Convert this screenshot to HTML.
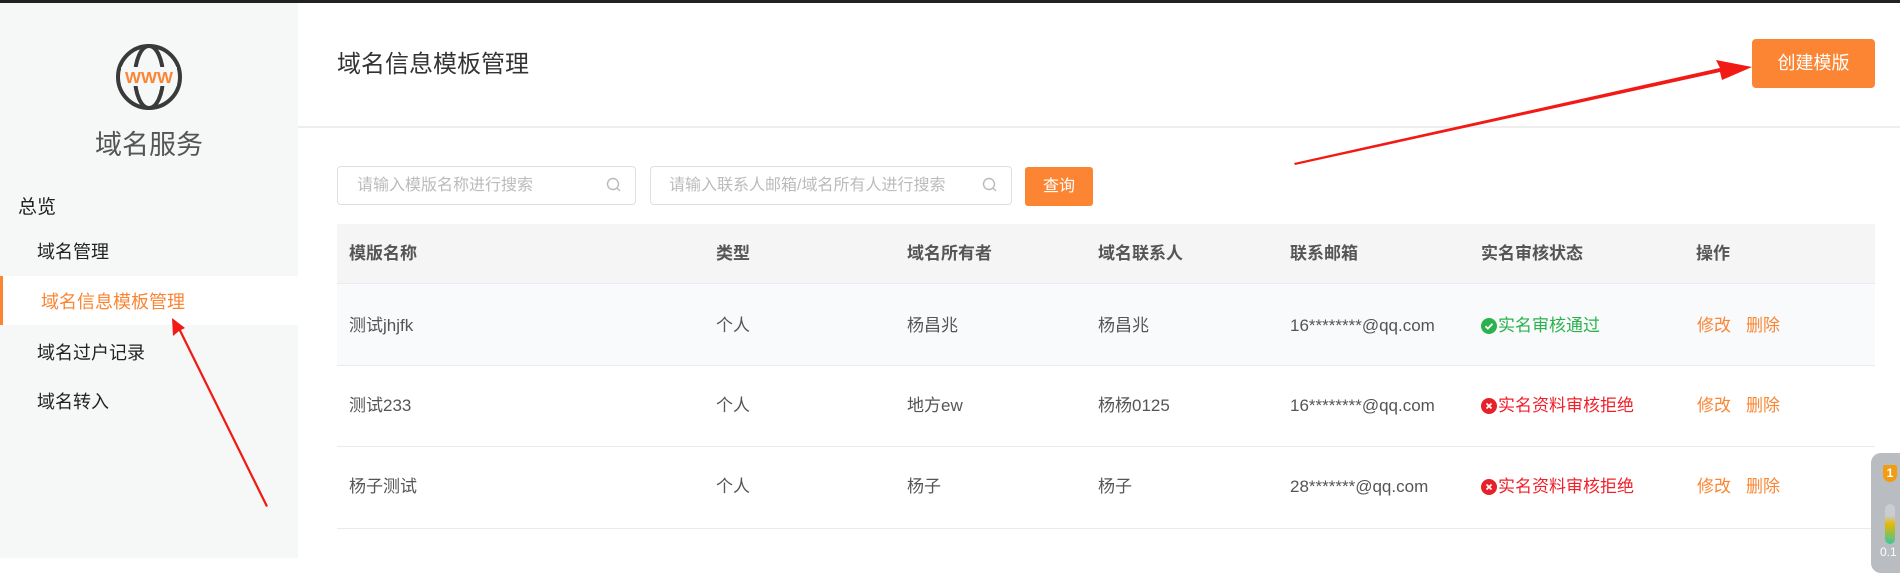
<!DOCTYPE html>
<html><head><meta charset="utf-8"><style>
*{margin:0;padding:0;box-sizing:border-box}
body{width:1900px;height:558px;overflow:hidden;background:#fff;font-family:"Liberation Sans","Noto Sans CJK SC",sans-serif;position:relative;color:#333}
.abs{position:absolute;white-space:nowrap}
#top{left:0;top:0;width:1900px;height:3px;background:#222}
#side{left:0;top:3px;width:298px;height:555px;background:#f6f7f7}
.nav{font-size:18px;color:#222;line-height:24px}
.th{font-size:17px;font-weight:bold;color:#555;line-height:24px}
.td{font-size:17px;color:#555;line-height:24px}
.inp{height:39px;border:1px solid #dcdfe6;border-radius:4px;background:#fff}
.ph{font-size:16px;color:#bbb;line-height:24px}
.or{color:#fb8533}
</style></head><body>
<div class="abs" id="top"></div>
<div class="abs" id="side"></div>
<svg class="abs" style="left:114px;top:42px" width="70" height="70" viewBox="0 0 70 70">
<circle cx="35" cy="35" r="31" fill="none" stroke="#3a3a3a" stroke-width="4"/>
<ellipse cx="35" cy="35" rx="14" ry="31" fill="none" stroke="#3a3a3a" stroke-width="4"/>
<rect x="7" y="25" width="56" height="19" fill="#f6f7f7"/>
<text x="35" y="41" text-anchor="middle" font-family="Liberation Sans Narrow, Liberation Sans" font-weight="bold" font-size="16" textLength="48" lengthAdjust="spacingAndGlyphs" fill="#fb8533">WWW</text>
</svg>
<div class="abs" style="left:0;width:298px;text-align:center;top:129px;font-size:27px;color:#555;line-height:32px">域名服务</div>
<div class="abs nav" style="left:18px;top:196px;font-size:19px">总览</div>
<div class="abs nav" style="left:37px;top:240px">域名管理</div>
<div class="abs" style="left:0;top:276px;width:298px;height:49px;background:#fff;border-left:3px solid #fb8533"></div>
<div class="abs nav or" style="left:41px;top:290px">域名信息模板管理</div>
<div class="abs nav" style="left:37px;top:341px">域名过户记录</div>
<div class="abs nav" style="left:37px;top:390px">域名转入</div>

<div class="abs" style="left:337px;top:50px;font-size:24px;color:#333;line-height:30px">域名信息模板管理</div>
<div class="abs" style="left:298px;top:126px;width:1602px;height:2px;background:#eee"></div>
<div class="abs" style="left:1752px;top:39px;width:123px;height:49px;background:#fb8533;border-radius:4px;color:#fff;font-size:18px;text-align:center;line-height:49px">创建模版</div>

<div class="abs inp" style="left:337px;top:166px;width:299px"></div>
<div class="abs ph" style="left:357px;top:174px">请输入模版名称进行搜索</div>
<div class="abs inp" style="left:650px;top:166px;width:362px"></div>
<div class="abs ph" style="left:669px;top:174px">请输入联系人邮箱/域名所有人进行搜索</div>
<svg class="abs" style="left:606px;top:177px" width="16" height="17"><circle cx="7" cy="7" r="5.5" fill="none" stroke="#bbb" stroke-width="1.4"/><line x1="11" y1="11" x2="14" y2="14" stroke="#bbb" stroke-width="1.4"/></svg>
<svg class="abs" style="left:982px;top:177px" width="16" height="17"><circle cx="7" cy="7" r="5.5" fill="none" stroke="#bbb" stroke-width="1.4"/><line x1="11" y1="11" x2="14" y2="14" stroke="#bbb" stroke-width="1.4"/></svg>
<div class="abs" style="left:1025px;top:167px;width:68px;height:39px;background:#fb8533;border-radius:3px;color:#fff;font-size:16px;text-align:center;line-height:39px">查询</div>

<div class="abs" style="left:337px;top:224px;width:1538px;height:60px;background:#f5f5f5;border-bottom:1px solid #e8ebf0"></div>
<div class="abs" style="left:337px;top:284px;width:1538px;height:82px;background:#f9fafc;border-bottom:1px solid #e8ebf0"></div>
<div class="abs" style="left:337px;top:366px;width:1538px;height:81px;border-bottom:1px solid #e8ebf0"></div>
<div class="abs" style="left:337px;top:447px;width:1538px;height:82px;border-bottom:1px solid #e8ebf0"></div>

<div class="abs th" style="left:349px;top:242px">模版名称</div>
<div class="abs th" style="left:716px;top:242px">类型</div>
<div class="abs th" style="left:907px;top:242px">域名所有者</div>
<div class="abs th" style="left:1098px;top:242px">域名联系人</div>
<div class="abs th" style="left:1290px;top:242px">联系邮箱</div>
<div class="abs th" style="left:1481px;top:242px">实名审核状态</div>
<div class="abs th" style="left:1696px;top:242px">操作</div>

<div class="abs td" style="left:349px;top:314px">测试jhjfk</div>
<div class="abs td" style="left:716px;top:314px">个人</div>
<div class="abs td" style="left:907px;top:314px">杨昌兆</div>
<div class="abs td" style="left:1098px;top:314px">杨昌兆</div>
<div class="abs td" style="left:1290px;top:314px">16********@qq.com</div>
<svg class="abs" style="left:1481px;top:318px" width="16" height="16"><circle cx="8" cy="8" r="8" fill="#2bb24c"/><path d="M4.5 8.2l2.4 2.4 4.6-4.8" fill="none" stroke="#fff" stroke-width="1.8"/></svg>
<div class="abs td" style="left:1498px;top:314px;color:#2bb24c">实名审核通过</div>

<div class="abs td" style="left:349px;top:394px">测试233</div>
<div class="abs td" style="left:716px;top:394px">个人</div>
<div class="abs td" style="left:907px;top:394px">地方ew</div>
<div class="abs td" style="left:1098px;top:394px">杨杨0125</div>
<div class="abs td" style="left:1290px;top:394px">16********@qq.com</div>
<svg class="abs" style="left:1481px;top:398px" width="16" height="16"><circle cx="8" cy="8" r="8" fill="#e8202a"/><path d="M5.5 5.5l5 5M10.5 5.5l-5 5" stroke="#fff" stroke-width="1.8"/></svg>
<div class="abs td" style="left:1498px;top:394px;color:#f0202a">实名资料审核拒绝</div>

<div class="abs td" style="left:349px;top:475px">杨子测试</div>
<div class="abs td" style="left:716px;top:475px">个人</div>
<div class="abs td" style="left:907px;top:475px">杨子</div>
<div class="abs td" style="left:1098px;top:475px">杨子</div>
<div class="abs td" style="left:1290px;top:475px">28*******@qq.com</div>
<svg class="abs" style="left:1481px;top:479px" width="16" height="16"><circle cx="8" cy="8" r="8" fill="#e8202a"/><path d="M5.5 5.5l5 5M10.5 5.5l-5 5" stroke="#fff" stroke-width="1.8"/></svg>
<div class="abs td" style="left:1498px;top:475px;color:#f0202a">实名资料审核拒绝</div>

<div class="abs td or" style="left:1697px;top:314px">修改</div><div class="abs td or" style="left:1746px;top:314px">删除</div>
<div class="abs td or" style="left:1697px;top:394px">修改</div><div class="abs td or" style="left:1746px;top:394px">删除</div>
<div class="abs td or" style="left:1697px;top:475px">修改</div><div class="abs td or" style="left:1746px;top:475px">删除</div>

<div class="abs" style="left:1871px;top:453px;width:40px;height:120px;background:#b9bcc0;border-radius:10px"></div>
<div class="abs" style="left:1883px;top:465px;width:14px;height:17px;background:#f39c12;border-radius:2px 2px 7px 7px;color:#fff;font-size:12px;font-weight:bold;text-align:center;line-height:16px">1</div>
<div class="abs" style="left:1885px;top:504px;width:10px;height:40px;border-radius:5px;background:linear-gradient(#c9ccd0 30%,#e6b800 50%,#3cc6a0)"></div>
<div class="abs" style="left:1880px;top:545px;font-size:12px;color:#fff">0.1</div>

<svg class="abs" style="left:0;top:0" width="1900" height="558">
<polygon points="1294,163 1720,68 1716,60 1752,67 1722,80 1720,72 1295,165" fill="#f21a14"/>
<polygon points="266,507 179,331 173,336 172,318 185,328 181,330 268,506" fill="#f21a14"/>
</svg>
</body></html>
-------
- **Written problem**
The listing above must be printed again exactly, minus its pictures.

- **Right answer**
Convert this screenshot to HTML.
<!DOCTYPE html>
<html><head><meta charset="utf-8"><style>
*{margin:0;padding:0;box-sizing:border-box}
body{width:1900px;height:558px;overflow:hidden;background:#fff;font-family:"Liberation Sans","Noto Sans CJK SC",sans-serif;position:relative;color:#333}
.abs{position:absolute;white-space:nowrap}
#top{left:0;top:0;width:1900px;height:3px;background:#222}
#side{left:0;top:3px;width:298px;height:555px;background:#f6f7f7}
.nav{font-size:18px;color:#222;line-height:24px}
.th{font-size:17px;font-weight:bold;color:#555;line-height:24px}
.td{font-size:17px;color:#555;line-height:24px}
.inp{height:39px;border:1px solid #dcdfe6;border-radius:4px;background:#fff}
.ph{font-size:16px;color:#bbb;line-height:24px}
.or{color:#fb8533}
</style></head><body>
<div class="abs" id="top"></div>
<div class="abs" id="side"></div>
<svg class="abs" style="left:114px;top:42px" width="70" height="70" viewBox="0 0 70 70">
<circle cx="35" cy="35" r="31" fill="none" stroke="#3a3a3a" stroke-width="4"/>
<ellipse cx="35" cy="35" rx="14" ry="31" fill="none" stroke="#3a3a3a" stroke-width="4"/>
<rect x="7" y="25" width="56" height="19" fill="#f6f7f7"/>
<text x="35" y="41" text-anchor="middle" font-family="Liberation Sans Narrow, Liberation Sans" font-weight="bold" font-size="16" textLength="48" lengthAdjust="spacingAndGlyphs" fill="#fb8533">WWW</text>
</svg>
<div class="abs" style="left:0;width:298px;text-align:center;top:129px;font-size:27px;color:#555;line-height:32px">域名服务</div>
<div class="abs nav" style="left:18px;top:196px;font-size:19px">总览</div>
<div class="abs nav" style="left:37px;top:240px">域名管理</div>
<div class="abs" style="left:0;top:276px;width:298px;height:49px;background:#fff;border-left:3px solid #fb8533"></div>
<div class="abs nav or" style="left:41px;top:290px">域名信息模板管理</div>
<div class="abs nav" style="left:37px;top:341px">域名过户记录</div>
<div class="abs nav" style="left:37px;top:390px">域名转入</div>

<div class="abs" style="left:337px;top:50px;font-size:24px;color:#333;line-height:30px">域名信息模板管理</div>
<div class="abs" style="left:298px;top:126px;width:1602px;height:2px;background:#eee"></div>
<div class="abs" style="left:1752px;top:39px;width:123px;height:49px;background:#fb8533;border-radius:4px;color:#fff;font-size:18px;text-align:center;line-height:49px">创建模版</div>

<div class="abs inp" style="left:337px;top:166px;width:299px"></div>
<div class="abs ph" style="left:357px;top:174px">请输入模版名称进行搜索</div>
<div class="abs inp" style="left:650px;top:166px;width:362px"></div>
<div class="abs ph" style="left:669px;top:174px">请输入联系人邮箱/域名所有人进行搜索</div>
<svg class="abs" style="left:606px;top:177px" width="16" height="17"><circle cx="7" cy="7" r="5.5" fill="none" stroke="#bbb" stroke-width="1.4"/><line x1="11" y1="11" x2="14" y2="14" stroke="#bbb" stroke-width="1.4"/></svg>
<svg class="abs" style="left:982px;top:177px" width="16" height="17"><circle cx="7" cy="7" r="5.5" fill="none" stroke="#bbb" stroke-width="1.4"/><line x1="11" y1="11" x2="14" y2="14" stroke="#bbb" stroke-width="1.4"/></svg>
<div class="abs" style="left:1025px;top:167px;width:68px;height:39px;background:#fb8533;border-radius:3px;color:#fff;font-size:16px;text-align:center;line-height:39px">查询</div>

<div class="abs" style="left:337px;top:224px;width:1538px;height:60px;background:#f5f5f5;border-bottom:1px solid #e8ebf0"></div>
<div class="abs" style="left:337px;top:284px;width:1538px;height:82px;background:#f9fafc;border-bottom:1px solid #e8ebf0"></div>
<div class="abs" style="left:337px;top:366px;width:1538px;height:81px;border-bottom:1px solid #e8ebf0"></div>
<div class="abs" style="left:337px;top:447px;width:1538px;height:82px;border-bottom:1px solid #e8ebf0"></div>

<div class="abs th" style="left:349px;top:242px">模版名称</div>
<div class="abs th" style="left:716px;top:242px">类型</div>
<div class="abs th" style="left:907px;top:242px">域名所有者</div>
<div class="abs th" style="left:1098px;top:242px">域名联系人</div>
<div class="abs th" style="left:1290px;top:242px">联系邮箱</div>
<div class="abs th" style="left:1481px;top:242px">实名审核状态</div>
<div class="abs th" style="left:1696px;top:242px">操作</div>

<div class="abs td" style="left:349px;top:314px">测试jhjfk</div>
<div class="abs td" style="left:716px;top:314px">个人</div>
<div class="abs td" style="left:907px;top:314px">杨昌兆</div>
<div class="abs td" style="left:1098px;top:314px">杨昌兆</div>
<div class="abs td" style="left:1290px;top:314px">16********@qq.com</div>
<svg class="abs" style="left:1481px;top:318px" width="16" height="16"><circle cx="8" cy="8" r="8" fill="#2bb24c"/><path d="M4.5 8.2l2.4 2.4 4.6-4.8" fill="none" stroke="#fff" stroke-width="1.8"/></svg>
<div class="abs td" style="left:1498px;top:314px;color:#2bb24c">实名审核通过</div>

<div class="abs td" style="left:349px;top:394px">测试233</div>
<div class="abs td" style="left:716px;top:394px">个人</div>
<div class="abs td" style="left:907px;top:394px">地方ew</div>
<div class="abs td" style="left:1098px;top:394px">杨杨0125</div>
<div class="abs td" style="left:1290px;top:394px">16********@qq.com</div>
<svg class="abs" style="left:1481px;top:398px" width="16" height="16"><circle cx="8" cy="8" r="8" fill="#e8202a"/><path d="M5.5 5.5l5 5M10.5 5.5l-5 5" stroke="#fff" stroke-width="1.8"/></svg>
<div class="abs td" style="left:1498px;top:394px;color:#f0202a">实名资料审核拒绝</div>

<div class="abs td" style="left:349px;top:475px">杨子测试</div>
<div class="abs td" style="left:716px;top:475px">个人</div>
<div class="abs td" style="left:907px;top:475px">杨子</div>
<div class="abs td" style="left:1098px;top:475px">杨子</div>
<div class="abs td" style="left:1290px;top:475px">28*******@qq.com</div>
<svg class="abs" style="left:1481px;top:479px" width="16" height="16"><circle cx="8" cy="8" r="8" fill="#e8202a"/><path d="M5.5 5.5l5 5M10.5 5.5l-5 5" stroke="#fff" stroke-width="1.8"/></svg>
<div class="abs td" style="left:1498px;top:475px;color:#f0202a">实名资料审核拒绝</div>

<div class="abs td or" style="left:1697px;top:314px">修改</div><div class="abs td or" style="left:1746px;top:314px">删除</div>
<div class="abs td or" style="left:1697px;top:394px">修改</div><div class="abs td or" style="left:1746px;top:394px">删除</div>
<div class="abs td or" style="left:1697px;top:475px">修改</div><div class="abs td or" style="left:1746px;top:475px">删除</div>

<div class="abs" style="left:1871px;top:453px;width:40px;height:120px;background:#b9bcc0;border-radius:10px"></div>
<div class="abs" style="left:1883px;top:465px;width:14px;height:17px;background:#f39c12;border-radius:2px 2px 7px 7px;color:#fff;font-size:12px;font-weight:bold;text-align:center;line-height:16px">1</div>
<div class="abs" style="left:1885px;top:504px;width:10px;height:40px;border-radius:5px;background:linear-gradient(#c9ccd0 30%,#e6b800 50%,#3cc6a0)"></div>
<div class="abs" style="left:1880px;top:545px;font-size:12px;color:#fff">0.1</div>

<svg class="abs" style="left:0;top:0" width="1900" height="558">
<polygon points="1294,163 1720,68 1716,60 1752,67 1722,80 1720,72 1295,165" fill="#f21a14"/>
<polygon points="266,507 179,331 173,336 172,318 185,328 181,330 268,506" fill="#f21a14"/>
</svg>
</body></html>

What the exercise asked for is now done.